Liverpool FC. Jurgen Klopp po remisie z Manchesterem United: Wszystko było przeciwko nam

Jurgen Klopp zabrał głos po meczu Manchester United - Liverpool. Szkoleniowiec nie krył frustracji wobec pracy arbitrów.
Sędziowie odegrali dziś jedną z głównych ról na Old Trafford. Szczególnie kontrowersyjna była decyzja o uznaniu bramki dla gospodarzy, choć chwilę wcześniej faulowany był Origi.
Klopp nie ma wątpliwości, że arbitrzy popełnili fatalny błąd.
- Przy pierwszym golu był faul i myślę, że wszyscy mogą się z tym zgodzić. Z systemem VAR to jednak nie jest oczywiste przewinienie. Nie przegraliśmy, ale to był oczywisty faul. Doszło do kontaktu, a Origi upadł. Rywale kontynuowali grę i wyprowadzili kontratak. Sędziowie dostrzegli kontakt, ale uznali, że faul nie był oczywisty. Coś nie działa. Nie powinno tak być - ocenił.
Niemiec odniósł się też do nieuznanego gola Sadio Mane. Senegalczyk pomógł sobie ręką tuż przed skierowaniem piłki do siatki United.

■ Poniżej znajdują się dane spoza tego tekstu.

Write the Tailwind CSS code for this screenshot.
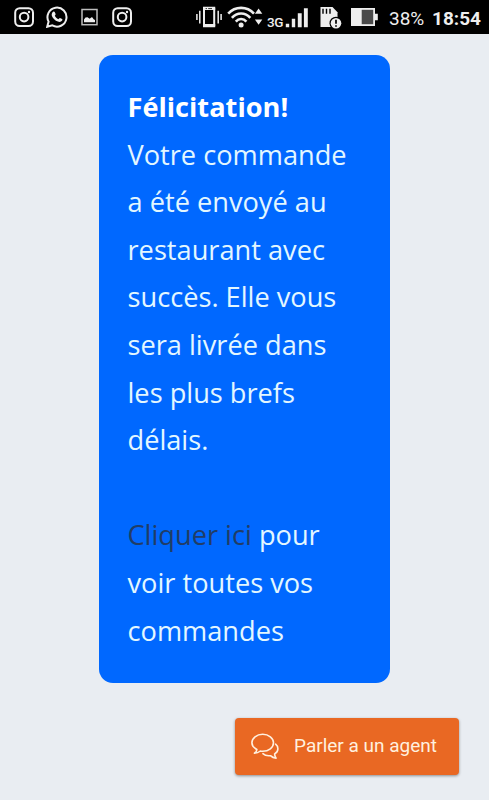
<!DOCTYPE html>
<html lang="fr">
<head>
    <meta charset="UTF-8">
    <meta name="viewport" content="width=device-width, initial-scale=1.0">
    <title>Commande envoyée</title>
    <script src="https://cdn.jsdelivr.net/npm/@tailwindcss/browser@4"></script>
</head>
<body class="bg-[#e9edf2] h-screen overflow-hidden flex flex-col font-['Open_Sans',sans-serif]">

    <!-- Status bar -->
    <header class="h-[34px] shrink-0 bg-black text-[#eeeeee] flex items-center pl-[14px] pr-2 font-[Roboto,sans-serif]">
        <svg class="w-5 h-5 shrink-0" viewBox="0 0 20 20" fill="none" stroke="currentColor" stroke-width="2">
            <rect x="1.2" y="1.2" width="17.8" height="17.8" rx="4.5"/>
            <circle cx="10.1" cy="10.1" r="4.3"/>
            <circle cx="15" cy="5" r="1.2" fill="currentColor" stroke="none"/>
        </svg>
        <svg class="w-[22px] h-[22px] ml-3 shrink-0" viewBox="0 0 22 22" fill="none" stroke="currentColor" stroke-width="2">
            <path d="M1.2 20.8l1.4-5.2a9.5 9.5 0 1 1 3.7 3.8z"/>
            <path d="M7.2 5.8c.5-.5 1.2-.4 1.5.2l.9 2c.2.5-.7 1.4-.8 1.8.7 1.5 1.9 2.7 3.5 3.4.5-.1 1.2-1.3 1.7-1.2l2.1 1c.5.3.4 1-.1 1.8-.9 1.2-2.5 1.4-4.1.8-2.9-1-5-3.1-6-5.6-.5-1.6-.1-3.2 1.3-4.2z" fill="currentColor" stroke="none"/>
        </svg>
        <svg class="w-[17px] h-[18px] ml-[13px] shrink-0" viewBox="0 0 17 18" fill="none">
            <rect x="1" y="1.5" width="15" height="15.2" stroke="#bdbdbd" stroke-width="1.5"/>
            <path d="M3 14.2v-2.7l1.5-2 2-.3 2.2 1.6 1.8-1.5 1 .3 1.1 1.7 1.4.7v2.2z" fill="currentColor"/>
        </svg>
        <svg class="w-5 h-5 ml-[14px] shrink-0" viewBox="0 0 20 20" fill="none" stroke="currentColor" stroke-width="2">
            <rect x="1.2" y="1.2" width="17.8" height="17.8" rx="4.5"/>
            <circle cx="10.1" cy="10.1" r="4.3"/>
            <circle cx="15" cy="5" r="1.2" fill="currentColor" stroke="none"/>
        </svg>

        <!-- Vibrate -->
        <svg class="w-[26px] h-[22px] ml-16 shrink-0" viewBox="0 0 26 22" fill="none" stroke="currentColor">
            <path d="M.9 8v6M3.8 4.8v12.6M22.2 4.8v12.6M25.1 8v6" stroke-width="1.5"/>
            <path d="M8 2.8h10.2v16.4H8z" stroke-width="2"/>
            <path d="M7 2.4h12.2M7 19.6h12.2" stroke-width="3.4"/>
            <path d="M9.6 2.6h1.4m1.2 0h3.8" stroke="#000" stroke-width=".8"/>
        </svg>
        <!-- Wi-Fi with up/down activity -->
        <svg class="w-[36px] h-[24px] ml-[5px] shrink-0" viewBox="0 0 36 24" fill="none" stroke="currentColor" stroke-width="2.6">
            <path d="M1.2 8.6c7-7.6 18.8-7.6 25.8 0M4.9 12.8c5-5.7 13.4-5.7 18.4 0M8.8 16.6c3-3.4 7.6-3.4 10.6 0"/>
            <circle cx="14.1" cy="20" r="2.5" fill="currentColor" stroke="none"/>
            <path d="M31.6 3.4l3.7 5.4h-7.4zM27.9 14.4h7.4l-3.7 5.4z" fill="currentColor" stroke="none"/>
        </svg>
        <span class="ml-[4px] mt-[11px] w-[17px] shrink-0 text-[13.5px] leading-none font-medium tracking-tight">3G</span>
        <svg class="w-[23px] h-[22px] ml-[1px] shrink-0" viewBox="0 0 23 22" fill="currentColor">
            <path d="M.8 17.8h3.4V21.2H.8zM6.8 12.8h3.4v8.4H6.8zM12.8 7.2h3.9v14h-3.9zM18.9 2.2h3.9v19h-3.9z"/>
        </svg>
        <!-- SD card warning -->
        <svg class="w-[22px] h-[23px] ml-[12px] shrink-0" viewBox="0 0 22 23">
            <path d="M.5 1h12l5 5.3V21H.5z" fill="currentColor"/>
            <path d="M3 2.7v5M6.5 2.7v5M10 2.7v5" stroke="#000" stroke-width="1.4"/>
            <circle cx="16" cy="17.2" r="6.5" fill="#000"/>
            <circle cx="16" cy="17.2" r="5.3" fill="currentColor"/>
            <path d="M16 13.7v4.1M16 19.2v1.6" stroke="#000" stroke-width="1.7"/>
        </svg>
        <!-- Battery -->
        <svg class="w-[27px] h-[18px] ml-[9px] shrink-0" viewBox="0 0 27 18">
            <path d="M0 0h24v5.8h2.8v6.4H24V18H0z" fill="currentColor"/>
            <path d="M10.7 1.8h11.5v14.4H10.7z" fill="#4a4a4a"/>
        </svg>
        <span class="ml-[11px] mt-[2px] w-[36px] shrink-0 whitespace-nowrap text-[19px] leading-none">38%</span>
        <span class="ml-[7px] mt-[2px] shrink-0 whitespace-nowrap text-[19px] leading-none font-bold">18:54</span>
    </header>

    <main class="relative flex-1">
        <div class="ml-[99px] mt-[21px] w-[291px] h-[628px] pl-[28.5px] pr-7 pt-7 rounded-[14px] bg-[#0068ff] text-[27.2px] leading-[47.6px] text-[#e3f7ff]">
            <p class="font-bold text-white">Félicitation!</p>
            <p>Votre commande a été envoyé au restaurant avec succès. Elle vous sera livrée dans les plus brefs délais.</p>
            <br>
            <p><a href="#" class="text-[#213d66]">Cliquer ici</a> pour voir toutes vos commandes</p>
        </div>

        <button class="absolute right-[30px] bottom-[25px] w-[224px] h-[57px] pl-4 flex items-center rounded-[4px] bg-[#e96823] text-[#fff0df] shadow-[0_1px_3px_rgba(0,0,0,0.4)] font-[Roboto,sans-serif] text-[19px]">
            <svg class="w-[28px] h-[27px] shrink-0" viewBox="0 0 28 27" fill="none" stroke="currentColor" stroke-width="1.6" stroke-linejoin="round" stroke-linecap="round">
                <path d="M3.4 20.2c1.6-.9 2.4-2.1 2.5-3.7C2.8 14.8.9 12.5.9 9.8.9 5.1 5.7 1.3 11.7 1.3s10.8 3.8 10.8 8.5-4.8 8.4-10.8 8.4c-.8 0-1.6 0-2.3-.2-1.7 1.4-3.7 2.2-6 2.2z"/>
                <path d="M24.6 11.2c1.5 1.2 2.3 2.8 2.3 4.5 0 2.3-1.2 4.1-3.3 5.2.1 1.6.5 2.9 1.5 4.3-2.3-.2-4.2-1.1-5.7-2.5-3.2.4-5.8-.4-7.5-2"/>
            </svg>
            <span class="ml-[15px] -mt-px whitespace-nowrap">Parler a un agent</span>
        </button>
    </main>

</body>
</html>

- Później nasza bramka nie została uznana. Nie widziałem w tej sytuacji, ale wydaje mi się, że chodziło o zagranie ręką. Wszystko było przeciwko nam - dodał.
Spotkanie zakończyło się remisem 1:1 i Klopp - mimo wszystko - jest zadowolony ze zdobytego punktu.
- Jeden punkt jest dla nas wystarczający. Bierzemy to i idziemy dalej. Daliśmy Manchesterowi United okazję do gry w stylu, który im odpowiadał. Ciężko pracowali. Zmieniliśmy nieco ustawienie i mieliśmy swoje sytuacje. Potem zdobyliśmy bramkę, która odmieniła przebieg gry. Stadion ucichł, a ludzie prawdopodobnie uważali, że Liverpool strzeli drugiego gola - zakończył.